Hey, Baby
Dupes and Opium

Reheated (10)

For newcomers, three more items from the archives

Fringe Theatre

Vegan advocate of “militant action” is victim of “militant action” and gets terribly upset.

“The whole thing was designed for social humiliation,” said Keith, speaking Tuesday from her sister’s home in Kansas. “We’re supposed to be against sadism and cruelty and domination, and these people were willing to do this to me.”

Is That Your Hand In My Pocket? 

Playwright Jonathan Holmes thinks he’s radical and heroic. And so you owe him money.

Note how the prospect of reducing coercive taxpayer subsidy is framed rather grandly as “censorship” of artists - and by implication an attack on democracy itself. No other genuine motive could possibly exist. Those who would rather keep a little more of their own earnings and choose for themselves which art forms they indulge are clearly monsters. We’ve heard this pompous guff before of course, as when Hanif Kureishi and the Guardian’s theatre critic Michael Billington conjured a world in which artistic “dissent” was being “suppressed” by suggestions that artists might actually consider earning a living.

Unlearning Whiteness.

Evidence be damned. Pretentious self-contempt is where it’s at.

Among the teachings on offer are, “racism is an outgrowth of capitalism” and “to ignore race is to be more racist than to acknowledge race. I call it neo-racism.” Ah, very clever. Guilt in all directions. It almost sounds like a trap. And the way to get past small differences in physiology is to continually fixate on small differences in physiology.

There’s more, of course, in the greatest hits.



David, thanks for a much needed morning laugh. Still chuckling at Ms Keith and her radical blowback. Precious.



Happy to oblige. And yes, the lack of self-awareness is almost charming.

What tickled me was the combination of ostentatious radicalism and competitive victimhood. Boasting about vandalism and “militant action” one minute, then squealing about the “trauma” of an unflattering book. What titans they must be.

Karen M

"Note how the prospect of reducing coercive taxpayer subsidy is framed rather grandly as “censorship” of artists"

'Censorship' is the new meme:

"The arguments are so clear, economically, socially, aesthetically, that the only possible reason to reduce the total amount of money available for the arts in this country is censorship."



“to ignore race is to be more racist than to acknowledge race. I call it neo-racism.”

Of course such people are speaking from a biased perspective...for we all have a perspective and an inherent nature of some kind, so to ignore bias is to be more biased than to acknowledge bias. I call it neo-prejudice.



“‘Censorship’ is the new meme.”

And it just happens to be an absurdly flattering one, which may explain its prevalence. It’s interesting to spot the same rhetorical tricks being deployed elsewhere. Like Mr Holmes, the Guardian’s Charlotte Higgins deliberately conflated taxpayer funding for “little fringe venues” and “avant-garde groups” with the entire “creative industries” - which are overwhelmingly commercial in nature and thus at odds with her argument. (An “error,” incidentally, that Samuel West repeats.)
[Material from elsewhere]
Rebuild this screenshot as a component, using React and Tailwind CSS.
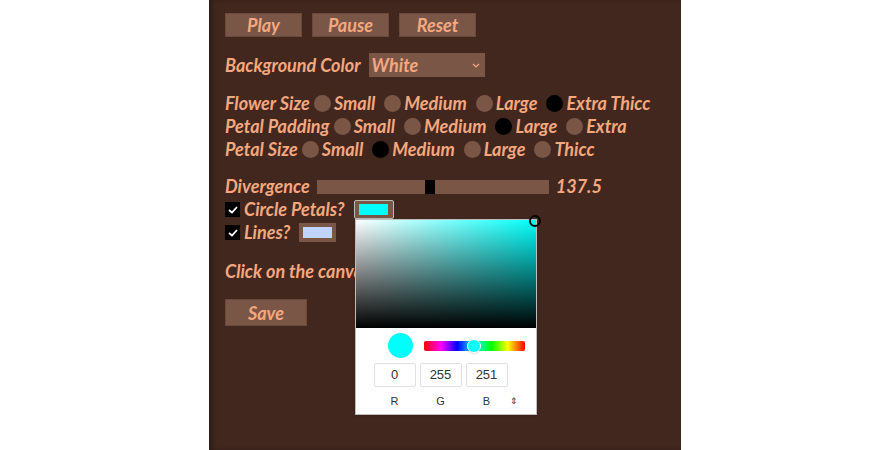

Mr Holmes and his associates claim that the benefits of coercive public subsidy are “a no-brainer” and “so obvious.” But if that’s the case, why should dishonesty like that above be repeated so readily? If there is an “obvious” economic case for such subsidy continuing as before, why resort to rhetorical sleight-of-hand? The apparent distaste for making a clear economic case – i.e. as an investment - suggests an unpleasant sense of entitlement. In his Equity lecture, Samuel West presents what could be the start of an argument for theatre being partly subsidised by film studios and commercial television, but instead he assumes theatre should be subsidised by everyone, regardless of their preferences, which is where it comes unstuck.
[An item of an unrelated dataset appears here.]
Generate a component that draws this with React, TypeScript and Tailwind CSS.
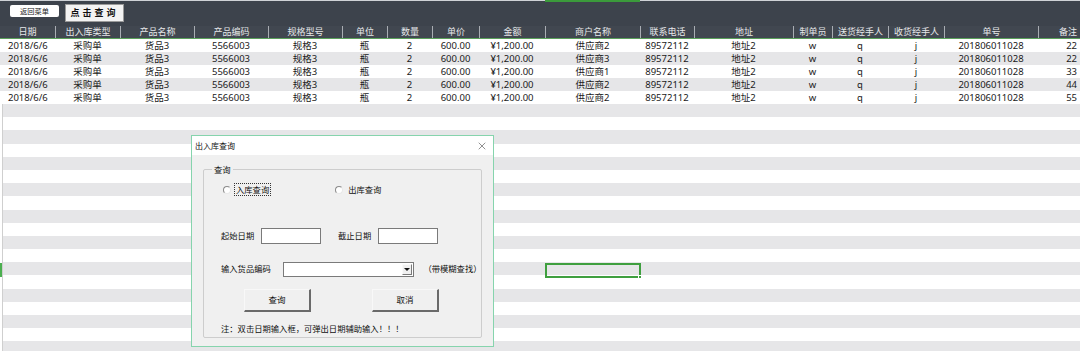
import { X } from "lucide-react";

const font = "font-['Noto_Sans','Noto_Sans_CJK_SC',sans-serif]";

const headers = [
  "日期",
  "出入库类型",
  "产品名称",
  "产品编码",
  "规格型号",
  "单位",
  "数量",
  "单价",
  "金额",
  "商户名称",
  "联系电话",
  "地址",
  "制单员",
  "送货经手人",
  "收货经手人",
  "单号",
  "备注",
];

const rows = [
  ["供应商2", "22"],
  ["供应商3", "22"],
  ["供应商1", "33"],
  ["供应商2", "44"],
  ["供应商2", "55"],
];

const cols =
  "grid grid-cols-[55px_65px_74px_74px_74px_45px_45px_47px_66px_95px_54px_99px_39px_56px_56px_94px_42px]";

function Radio({ label, focus }: { label: string; focus?: boolean }) {
  return (
    <div className="flex items-center gap-[3px]">
      <span className="h-[8px] w-[8px] rounded-full border border-t-[#8a8a8a] border-l-[#8a8a8a] border-r-[#e8e8e8] border-b-[#e8e8e8] bg-white" />
      <span className={focus ? "border border-dotted border-[#333] px-[1px] leading-[11px]" : "px-[2px] leading-[11px]"}>
        {label}
      </span>
    </div>
  );
}

function Input({ w }: { w: string }) {
  return <div className={`${w} h-[16px] border border-[#7a7a7a] bg-white`} />;
}

function WinButton({ label }: { label: string }) {
  return (
    <div className="flex h-[23px] w-[67px] items-center justify-center border-b-2 border-r-2 border-t border-l border-t-[#f8f8f8] border-l-[#f8f8f8] border-b-[#6a6a6a] border-r-[#6a6a6a] bg-[#f0f0f0] text-[8.5px]">
      {label}
    </div>
  );
}

export default function App() {
  return (
    <div className={`relative h-[351px] w-[1080px] overflow-hidden bg-white ${font} text-[#1a1a1a]`}>
      {/* toolbar */}
      <div className="relative flex h-[26px] items-start gap-[6px] border-t border-[#cfd2d6] bg-[#3d434c] pl-[10px] pt-[3px]">
        <div className="absolute left-[545px] top-[-1px] h-[2px] w-[95px] bg-[#3b9a3b]" />
        <div className="mt-[1px] flex h-[12px] w-[49px] items-center justify-center rounded-[2px] bg-white text-[7.2px] text-[#222]">
          返回菜单
        </div>
        <div className="flex h-[18px] w-[59px] items-center justify-center border border-[#9a9a9a] bg-[#f3f3f3] text-[9px] font-bold tracking-[3px] text-[#111]">
          点击查询
        </div>
      </div>

      {/* header */}
      <div className={`${cols} h-[13px] border-b border-[#5aa05a] bg-[#414750] text-[9px] leading-[12px] text-[#e6e8ea]`}>
        {headers.map((h, i) => (
          <div
            key={h}
            className={`${i > 0 ? "border-l border-[#a9adb3]" : ""} ${i === 16 ? "pr-[3px] text-right" : "text-center"}`}
          >
            {h}
          </div>
        ))}
      </div>

      {/* data */}
      {rows.map(([shop, note], r) => (
        <div
          key={r}
          className={`${cols} h-[13px] text-[9.5px] leading-[13px] ${r % 2 === 1 ? "bg-[#e6e6e8]" : "bg-white"}`}
        >
          <div className="pl-[8px]">2018/6/6</div>
          <div className="text-center">采购单</div>
          <div className="text-center">货品3</div>
          <div className="text-center">5566003</div>
          <div className="text-center">规格3</div>
          <div className="text-center">瓶</div>
          <div className="text-center">2</div>
          <div className="text-center">600.00</div>
          <div className="text-center">¥1,200.00</div>
          <div className="text-center">{shop}</div>
          <div className="text-center">89572112</div>
          <div className="text-center">地址2</div>
          <div className="text-center">w</div>
          <div className="text-center">q</div>
          <div className="text-center">j</div>
          <div className="text-center">201806011028</div>
          <div className="pr-[3px] text-right">{note}</div>
        </div>
      ))}

      {/* empty sheet rows */}
      <div className="flex flex-col border-l-[3px] border-white">
        {Array.from({ length: 19 }).map((_, i) => (
          <div key={i} className={`h-[13.2px] ${i % 2 === 0 ? "bg-[#e6e6e8]" : "bg-white"}`} />
        ))}
      </div>
      <div className="absolute left-[2px] top-[104px] h-[247px] w-px bg-[#cfcfcf]" />
      <div className="absolute left-0 top-[263px] h-[14px] w-[2px] bg-[#4caf50]" />

      {/* selected cell */}
      <div className="absolute left-[545px] top-[263px] h-[15px] w-[96px] border-2 border-[#3f9f3f]">
        <div className="absolute -bottom-[3px] -right-[3px] h-[4px] w-[4px] border border-white bg-[#3f9f3f]" />
      </div>

      {/* dialog */}
      <div className="absolute left-[191px] top-[135px] flex h-[212px] w-[303px] flex-col border border-[#86d4ad] bg-[#f0f0f0] text-[8.3px] text-[#111]">
        <div className="flex h-[19px] items-center justify-between bg-white pl-[3px] pr-[5px] text-[8px]">
          <span>出入库查询</span>
          <X size={12} strokeWidth={1} className="text-[#222]" />
        </div>
        <div className="px-[11px] pt-[14px]">
          <div className="relative h-[169px] rounded-[2px] border border-[#cdcdcd] pl-[17px] pt-[13px]">
            <span className="absolute -top-[6px] left-[8px] bg-[#f0f0f0] px-[2px] leading-[11px]">查询</span>
            <div className="flex gap-[64px] pl-[2px]">
              <Radio label="入库查询" focus />
              <Radio label="出库查询" />
            </div>
            <div className="mt-[32px] flex items-center">
              <span className="w-[40px]">起始日期</span>
              <Input w="w-[60px]" />
              <span className="ml-[17px] w-[40px]">截止日期</span>
              <Input w="w-[60px]" />
            </div>
            <div className="mt-[18px] flex items-center">
              <span className="w-[63px]">输入货品编码</span>
              <div className="flex h-[15px] w-[132px] items-center justify-end border border-[#7a7a7a] bg-white">
                <div className="mr-[1px] flex h-[11px] w-[10px] items-center justify-center border border-t-[#fafafa] border-l-[#fafafa] border-r-[#7a7a7a] border-b-[#7a7a7a] bg-[#f0f0f0]">
                  <div className="h-0 w-0 border-x-[3px] border-t-[3px] border-x-transparent border-t-[#111]" />
                </div>
              </div>
              <span className="ml-[9px]">（带模糊查找）</span>
            </div>
            <div className="mt-[12px] flex gap-[61px] pl-[23px]">
              <WinButton label="查询" />
              <WinButton label="取消" />
            </div>
            <div className="mt-[11px]">注：双击日期输入框，可弹出日期辅助输入！！！</div>
          </div>
        </div>
      </div>
    </div>
  );
}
I notice Mr West also likes to flatter himself:

“Governments of any colour are rightly frightened of the ability of performers to make a fuss. We can be very loud, with a size and volume hugely bigger than the amount of subsidy it takes to shut us up.”

Run for the hills, the actors are coming.
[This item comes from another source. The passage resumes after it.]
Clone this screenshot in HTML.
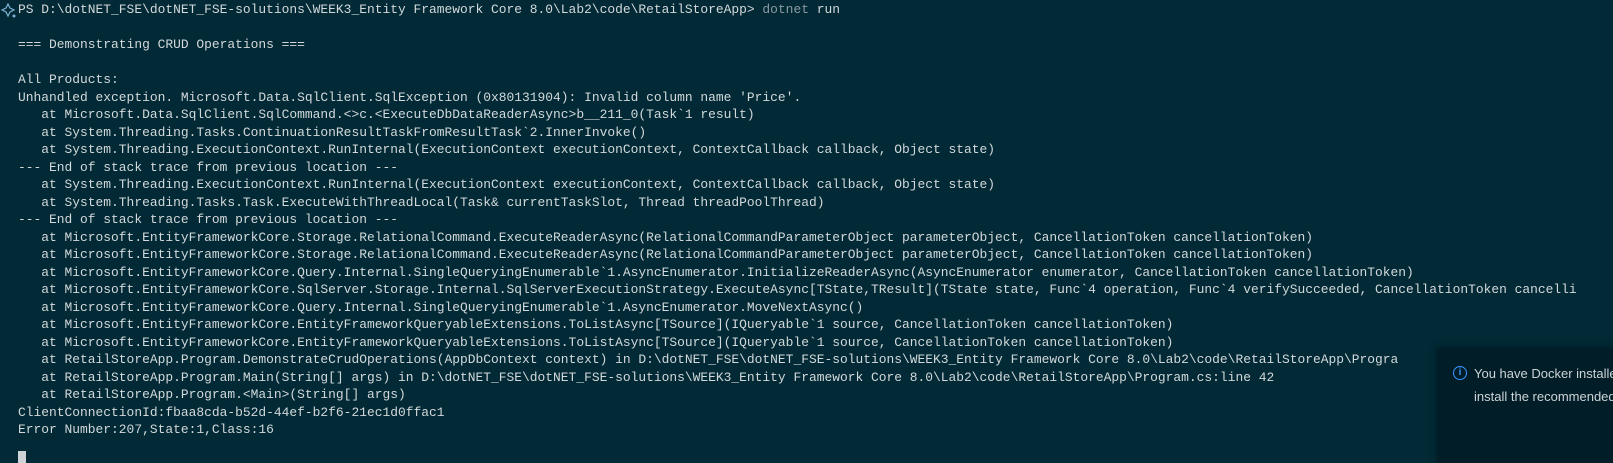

“Art’s main purpose [is] to ask questions, to challenge, to be a thorn in the side of our established ideas.”


Given the fairly generic political leanings of the arts establishment (as dutifully aired by Mr West), and given the nature and criteria of arts funding and what that implies, I very much doubt certain “established ideas” will be targeted realistically any time soon. Among them, the conceits of the subsidised cultural left and artists who expect to be indulged indefinitely at public expense, regardless of economics and public appetite. The idea that art, specifically theatre, should “challenge the status quo” might be more convincing if its targets were less predictable and its challenges more persuasive. Some people object to subsidising politicised theatre – which tends to mean leftist theatre - because the politics on offer is at odds with their own and, worse, is fatuous. And those who claim that theatre should “discomfort orthodoxy” might want to look at the orthodoxy that prevails closer to home:



"Art’s main purpose [is] to ask questions, to challenge, to be a thorn in the side of our established ideas."

I don't think West really means "our" established ideas. I think he means other people's ideas. The ones who don't vote Labour.